Altri sono miei amici, di cui ammiro il lavoro fotografico: Zoe Vincenti, Daniele Tedeschi, Colette Pourroy.

 Chiudiamo con un paio di domande più tecniche. Con quale macchina scatti? Come le fai sviluppare?

La macchina fotografica che utilizzo più spesso è una Nikon F3, ma a volte uso anche la mia Rolleiflex degli anni ’60, dipende dal tipo di fotografia che intendo realizzare. Le faccio sviluppare in un laboratorio di fiducia qui a Parigi: sono troppo imprecisa e distratta e non mi fido a farlo io, perché un solo errore, anche di pochi secondi, potrebbe rovinare il negativo. Per le stampe in camera oscura è diverso, perché al massimo è un solo foglio a essere buttato per colpa di una distrazione.

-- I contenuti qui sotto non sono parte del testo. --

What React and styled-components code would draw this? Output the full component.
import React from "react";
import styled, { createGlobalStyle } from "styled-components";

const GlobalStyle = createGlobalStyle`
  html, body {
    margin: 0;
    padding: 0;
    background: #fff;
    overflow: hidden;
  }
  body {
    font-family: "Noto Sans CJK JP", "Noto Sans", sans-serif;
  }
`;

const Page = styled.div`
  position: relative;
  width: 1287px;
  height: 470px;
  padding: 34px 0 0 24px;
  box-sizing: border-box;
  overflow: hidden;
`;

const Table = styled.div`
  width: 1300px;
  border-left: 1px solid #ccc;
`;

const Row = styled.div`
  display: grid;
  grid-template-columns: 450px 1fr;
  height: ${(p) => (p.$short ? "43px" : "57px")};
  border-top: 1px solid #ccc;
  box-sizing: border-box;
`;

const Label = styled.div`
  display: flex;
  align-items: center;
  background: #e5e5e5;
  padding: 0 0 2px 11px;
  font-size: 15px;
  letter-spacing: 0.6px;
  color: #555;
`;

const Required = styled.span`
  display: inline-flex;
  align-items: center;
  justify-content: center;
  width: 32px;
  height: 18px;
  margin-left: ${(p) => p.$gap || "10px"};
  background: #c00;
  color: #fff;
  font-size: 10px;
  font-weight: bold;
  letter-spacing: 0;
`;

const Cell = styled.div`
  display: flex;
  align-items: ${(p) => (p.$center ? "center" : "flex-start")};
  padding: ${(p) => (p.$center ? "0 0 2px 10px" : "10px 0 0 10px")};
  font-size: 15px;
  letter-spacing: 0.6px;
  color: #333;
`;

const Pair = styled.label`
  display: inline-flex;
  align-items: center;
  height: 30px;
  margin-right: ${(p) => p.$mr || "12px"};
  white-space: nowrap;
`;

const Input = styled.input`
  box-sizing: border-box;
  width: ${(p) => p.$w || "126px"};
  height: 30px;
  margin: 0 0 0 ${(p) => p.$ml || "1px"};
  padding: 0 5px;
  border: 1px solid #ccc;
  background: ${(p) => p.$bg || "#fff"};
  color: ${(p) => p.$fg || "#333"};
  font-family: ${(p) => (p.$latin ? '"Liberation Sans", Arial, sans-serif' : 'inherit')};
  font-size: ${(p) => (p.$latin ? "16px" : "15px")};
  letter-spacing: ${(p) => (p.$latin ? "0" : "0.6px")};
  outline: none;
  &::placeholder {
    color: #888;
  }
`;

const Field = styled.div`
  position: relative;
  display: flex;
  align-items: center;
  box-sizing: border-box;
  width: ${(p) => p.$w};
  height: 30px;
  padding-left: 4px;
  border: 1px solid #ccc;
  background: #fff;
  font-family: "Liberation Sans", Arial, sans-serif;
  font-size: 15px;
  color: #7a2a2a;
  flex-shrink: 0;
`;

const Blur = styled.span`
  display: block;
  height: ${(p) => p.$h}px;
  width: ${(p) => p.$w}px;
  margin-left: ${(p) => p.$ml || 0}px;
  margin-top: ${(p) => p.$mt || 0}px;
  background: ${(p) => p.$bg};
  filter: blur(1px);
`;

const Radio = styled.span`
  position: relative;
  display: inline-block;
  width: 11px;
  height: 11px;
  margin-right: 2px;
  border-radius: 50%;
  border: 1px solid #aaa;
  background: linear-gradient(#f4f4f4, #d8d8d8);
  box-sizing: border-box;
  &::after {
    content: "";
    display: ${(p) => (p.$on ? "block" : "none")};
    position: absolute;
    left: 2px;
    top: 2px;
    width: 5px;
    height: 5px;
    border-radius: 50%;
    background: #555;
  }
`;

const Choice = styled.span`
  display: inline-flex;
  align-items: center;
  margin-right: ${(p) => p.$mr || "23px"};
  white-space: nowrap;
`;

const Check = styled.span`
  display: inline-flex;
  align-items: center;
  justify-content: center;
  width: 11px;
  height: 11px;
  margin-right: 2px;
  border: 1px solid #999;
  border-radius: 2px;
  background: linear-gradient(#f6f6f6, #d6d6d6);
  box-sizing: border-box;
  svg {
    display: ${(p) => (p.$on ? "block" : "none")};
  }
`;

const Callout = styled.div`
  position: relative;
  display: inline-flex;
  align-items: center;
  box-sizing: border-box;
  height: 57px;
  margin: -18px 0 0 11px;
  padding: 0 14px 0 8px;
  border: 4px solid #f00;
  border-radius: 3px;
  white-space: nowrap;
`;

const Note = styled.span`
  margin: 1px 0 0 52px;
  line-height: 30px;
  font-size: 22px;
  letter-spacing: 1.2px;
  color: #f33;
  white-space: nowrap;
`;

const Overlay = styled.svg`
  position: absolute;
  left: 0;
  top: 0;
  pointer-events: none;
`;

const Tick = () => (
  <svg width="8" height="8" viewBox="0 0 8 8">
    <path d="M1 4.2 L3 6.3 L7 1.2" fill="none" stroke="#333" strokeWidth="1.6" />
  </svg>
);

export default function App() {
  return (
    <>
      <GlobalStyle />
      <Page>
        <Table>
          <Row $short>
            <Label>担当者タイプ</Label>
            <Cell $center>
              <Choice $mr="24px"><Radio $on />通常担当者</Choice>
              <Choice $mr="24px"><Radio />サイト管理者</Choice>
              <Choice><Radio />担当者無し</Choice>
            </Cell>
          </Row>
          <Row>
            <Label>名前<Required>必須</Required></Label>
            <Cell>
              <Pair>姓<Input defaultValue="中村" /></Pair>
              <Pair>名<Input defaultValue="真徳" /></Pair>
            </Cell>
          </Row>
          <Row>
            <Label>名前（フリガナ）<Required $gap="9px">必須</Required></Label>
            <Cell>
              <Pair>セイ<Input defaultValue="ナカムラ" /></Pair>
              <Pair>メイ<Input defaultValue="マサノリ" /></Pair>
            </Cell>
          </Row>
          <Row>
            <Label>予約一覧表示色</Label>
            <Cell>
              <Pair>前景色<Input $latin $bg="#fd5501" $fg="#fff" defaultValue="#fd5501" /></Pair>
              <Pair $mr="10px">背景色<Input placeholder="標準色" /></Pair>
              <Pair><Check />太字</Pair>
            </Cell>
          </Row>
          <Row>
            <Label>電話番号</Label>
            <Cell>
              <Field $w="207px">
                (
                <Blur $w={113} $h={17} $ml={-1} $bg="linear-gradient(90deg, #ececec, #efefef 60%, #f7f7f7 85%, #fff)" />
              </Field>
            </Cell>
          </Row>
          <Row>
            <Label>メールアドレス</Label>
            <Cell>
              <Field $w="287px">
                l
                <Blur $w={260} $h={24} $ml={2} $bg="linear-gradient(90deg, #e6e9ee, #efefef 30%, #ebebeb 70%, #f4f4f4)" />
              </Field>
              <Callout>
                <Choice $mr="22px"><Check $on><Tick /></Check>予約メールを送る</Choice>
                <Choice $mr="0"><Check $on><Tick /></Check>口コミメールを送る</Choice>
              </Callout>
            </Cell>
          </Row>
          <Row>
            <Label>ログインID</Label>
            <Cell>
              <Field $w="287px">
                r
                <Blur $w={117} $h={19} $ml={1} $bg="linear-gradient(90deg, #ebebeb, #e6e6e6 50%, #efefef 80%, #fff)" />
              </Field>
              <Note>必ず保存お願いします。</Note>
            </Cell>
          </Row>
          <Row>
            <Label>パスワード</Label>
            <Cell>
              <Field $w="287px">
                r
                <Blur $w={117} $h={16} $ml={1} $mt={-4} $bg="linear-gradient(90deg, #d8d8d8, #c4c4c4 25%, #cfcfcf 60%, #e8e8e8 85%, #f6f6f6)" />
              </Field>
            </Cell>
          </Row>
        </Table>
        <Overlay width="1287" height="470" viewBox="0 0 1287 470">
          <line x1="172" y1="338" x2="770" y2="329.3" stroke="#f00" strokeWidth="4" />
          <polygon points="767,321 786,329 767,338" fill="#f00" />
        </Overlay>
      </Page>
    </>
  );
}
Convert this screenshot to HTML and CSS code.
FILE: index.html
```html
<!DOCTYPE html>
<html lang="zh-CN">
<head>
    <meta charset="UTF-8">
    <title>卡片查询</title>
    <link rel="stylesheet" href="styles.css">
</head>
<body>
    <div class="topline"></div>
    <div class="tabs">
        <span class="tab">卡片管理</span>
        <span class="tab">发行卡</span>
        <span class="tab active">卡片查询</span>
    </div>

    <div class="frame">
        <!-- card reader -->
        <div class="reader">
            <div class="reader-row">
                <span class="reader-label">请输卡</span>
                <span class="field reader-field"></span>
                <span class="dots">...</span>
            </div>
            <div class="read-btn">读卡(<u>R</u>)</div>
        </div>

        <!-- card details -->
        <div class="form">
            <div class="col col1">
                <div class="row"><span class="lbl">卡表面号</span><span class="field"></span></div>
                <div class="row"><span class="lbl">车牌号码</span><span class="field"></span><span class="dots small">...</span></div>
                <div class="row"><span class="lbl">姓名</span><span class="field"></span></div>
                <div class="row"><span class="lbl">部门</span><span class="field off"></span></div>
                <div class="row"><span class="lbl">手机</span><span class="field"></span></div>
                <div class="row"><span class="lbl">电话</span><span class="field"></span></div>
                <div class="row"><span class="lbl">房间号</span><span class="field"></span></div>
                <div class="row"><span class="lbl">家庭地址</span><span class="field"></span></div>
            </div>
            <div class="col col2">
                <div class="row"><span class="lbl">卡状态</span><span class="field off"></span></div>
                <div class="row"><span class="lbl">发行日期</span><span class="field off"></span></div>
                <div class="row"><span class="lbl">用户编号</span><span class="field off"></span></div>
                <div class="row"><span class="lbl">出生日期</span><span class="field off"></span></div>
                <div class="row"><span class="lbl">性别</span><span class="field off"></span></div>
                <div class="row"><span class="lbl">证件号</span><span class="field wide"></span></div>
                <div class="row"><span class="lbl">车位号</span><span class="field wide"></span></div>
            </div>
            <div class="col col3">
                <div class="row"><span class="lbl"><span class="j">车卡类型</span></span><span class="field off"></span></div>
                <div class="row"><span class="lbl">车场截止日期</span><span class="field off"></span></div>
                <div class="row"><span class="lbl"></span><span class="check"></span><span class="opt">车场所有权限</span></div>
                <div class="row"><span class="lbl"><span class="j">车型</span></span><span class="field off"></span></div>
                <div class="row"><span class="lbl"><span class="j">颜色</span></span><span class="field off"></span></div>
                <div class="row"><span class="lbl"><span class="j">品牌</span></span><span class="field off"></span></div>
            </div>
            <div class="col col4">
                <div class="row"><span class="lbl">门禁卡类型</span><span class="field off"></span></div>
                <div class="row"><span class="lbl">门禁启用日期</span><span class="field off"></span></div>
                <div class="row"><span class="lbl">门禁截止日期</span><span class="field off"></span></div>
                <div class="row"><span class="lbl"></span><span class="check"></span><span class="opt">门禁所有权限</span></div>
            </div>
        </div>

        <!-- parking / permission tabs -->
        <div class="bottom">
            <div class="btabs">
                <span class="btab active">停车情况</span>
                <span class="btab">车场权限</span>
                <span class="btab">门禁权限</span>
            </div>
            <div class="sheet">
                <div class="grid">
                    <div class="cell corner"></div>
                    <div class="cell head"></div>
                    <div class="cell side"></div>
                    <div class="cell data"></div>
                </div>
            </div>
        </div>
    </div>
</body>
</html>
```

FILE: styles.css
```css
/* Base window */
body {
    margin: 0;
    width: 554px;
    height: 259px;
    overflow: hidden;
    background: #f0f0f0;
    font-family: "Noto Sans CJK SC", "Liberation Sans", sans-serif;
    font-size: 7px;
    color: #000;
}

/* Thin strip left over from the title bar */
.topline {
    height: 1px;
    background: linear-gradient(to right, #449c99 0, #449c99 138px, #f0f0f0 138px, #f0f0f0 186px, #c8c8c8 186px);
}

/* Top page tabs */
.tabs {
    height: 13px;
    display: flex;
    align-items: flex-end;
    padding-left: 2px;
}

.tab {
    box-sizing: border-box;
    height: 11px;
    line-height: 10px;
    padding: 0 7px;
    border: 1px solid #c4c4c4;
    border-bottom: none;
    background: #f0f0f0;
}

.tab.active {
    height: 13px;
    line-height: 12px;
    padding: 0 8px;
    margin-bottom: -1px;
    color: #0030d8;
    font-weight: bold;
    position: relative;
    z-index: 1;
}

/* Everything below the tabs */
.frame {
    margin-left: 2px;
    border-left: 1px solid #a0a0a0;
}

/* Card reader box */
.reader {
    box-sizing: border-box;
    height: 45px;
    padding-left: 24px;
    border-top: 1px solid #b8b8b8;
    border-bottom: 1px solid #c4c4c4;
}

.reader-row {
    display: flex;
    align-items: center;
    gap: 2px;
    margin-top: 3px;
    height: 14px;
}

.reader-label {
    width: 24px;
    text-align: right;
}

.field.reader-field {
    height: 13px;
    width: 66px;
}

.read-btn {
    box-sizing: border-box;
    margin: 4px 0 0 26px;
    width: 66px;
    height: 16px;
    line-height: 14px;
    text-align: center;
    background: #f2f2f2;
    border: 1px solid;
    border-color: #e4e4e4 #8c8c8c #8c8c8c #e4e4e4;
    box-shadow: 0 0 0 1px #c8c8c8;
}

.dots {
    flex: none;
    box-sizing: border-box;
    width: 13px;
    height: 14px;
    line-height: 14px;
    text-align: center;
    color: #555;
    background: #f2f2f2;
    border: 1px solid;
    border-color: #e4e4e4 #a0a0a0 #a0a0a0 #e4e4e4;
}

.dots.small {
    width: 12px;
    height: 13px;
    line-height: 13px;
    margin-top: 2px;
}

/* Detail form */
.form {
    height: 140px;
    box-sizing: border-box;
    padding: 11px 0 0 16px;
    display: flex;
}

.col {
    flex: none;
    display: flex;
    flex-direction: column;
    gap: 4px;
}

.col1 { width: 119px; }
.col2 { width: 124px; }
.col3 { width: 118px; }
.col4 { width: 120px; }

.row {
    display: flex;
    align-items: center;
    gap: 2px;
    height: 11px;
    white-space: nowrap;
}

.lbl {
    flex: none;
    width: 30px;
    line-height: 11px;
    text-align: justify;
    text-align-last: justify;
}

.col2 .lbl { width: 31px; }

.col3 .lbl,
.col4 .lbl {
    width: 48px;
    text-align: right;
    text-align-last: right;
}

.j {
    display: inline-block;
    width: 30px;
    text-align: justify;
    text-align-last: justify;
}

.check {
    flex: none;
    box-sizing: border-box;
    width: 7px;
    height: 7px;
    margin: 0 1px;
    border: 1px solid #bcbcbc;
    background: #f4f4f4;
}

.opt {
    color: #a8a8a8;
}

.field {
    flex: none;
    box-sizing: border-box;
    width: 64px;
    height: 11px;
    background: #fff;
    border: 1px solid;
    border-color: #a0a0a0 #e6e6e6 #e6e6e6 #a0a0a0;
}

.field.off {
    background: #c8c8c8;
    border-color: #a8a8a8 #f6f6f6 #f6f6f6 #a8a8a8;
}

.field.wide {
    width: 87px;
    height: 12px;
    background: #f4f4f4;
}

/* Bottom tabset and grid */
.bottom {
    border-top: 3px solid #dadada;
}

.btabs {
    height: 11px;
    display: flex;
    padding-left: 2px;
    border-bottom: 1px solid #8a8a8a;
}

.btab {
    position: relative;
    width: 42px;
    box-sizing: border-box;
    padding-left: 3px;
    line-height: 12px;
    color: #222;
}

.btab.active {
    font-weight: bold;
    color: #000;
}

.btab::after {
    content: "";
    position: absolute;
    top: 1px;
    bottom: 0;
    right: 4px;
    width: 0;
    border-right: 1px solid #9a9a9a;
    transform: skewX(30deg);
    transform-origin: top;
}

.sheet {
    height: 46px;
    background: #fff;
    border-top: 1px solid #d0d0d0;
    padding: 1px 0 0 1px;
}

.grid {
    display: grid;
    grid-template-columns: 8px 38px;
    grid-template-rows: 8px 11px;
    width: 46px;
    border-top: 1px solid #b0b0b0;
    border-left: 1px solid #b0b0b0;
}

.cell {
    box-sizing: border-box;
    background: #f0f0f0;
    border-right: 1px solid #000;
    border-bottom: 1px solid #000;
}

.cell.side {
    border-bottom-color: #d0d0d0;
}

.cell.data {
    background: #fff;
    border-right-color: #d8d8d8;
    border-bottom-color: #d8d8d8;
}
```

Mostre in programma? Qualcosa a Roma?

La prossima mostra in programma è una collettiva con altri artisti pittori e poeti, curata dal mio amico Gaetano Persechini, che si terrà in una bella galleria sull’Ile Saint-Louis qui a Parigi in primavera. Sono impaziente di vedere le opere scelte.

Mi piacerebbe tantissimo esporre a Roma! Vorresti curare tu una mia mostra? Ne sarei felice.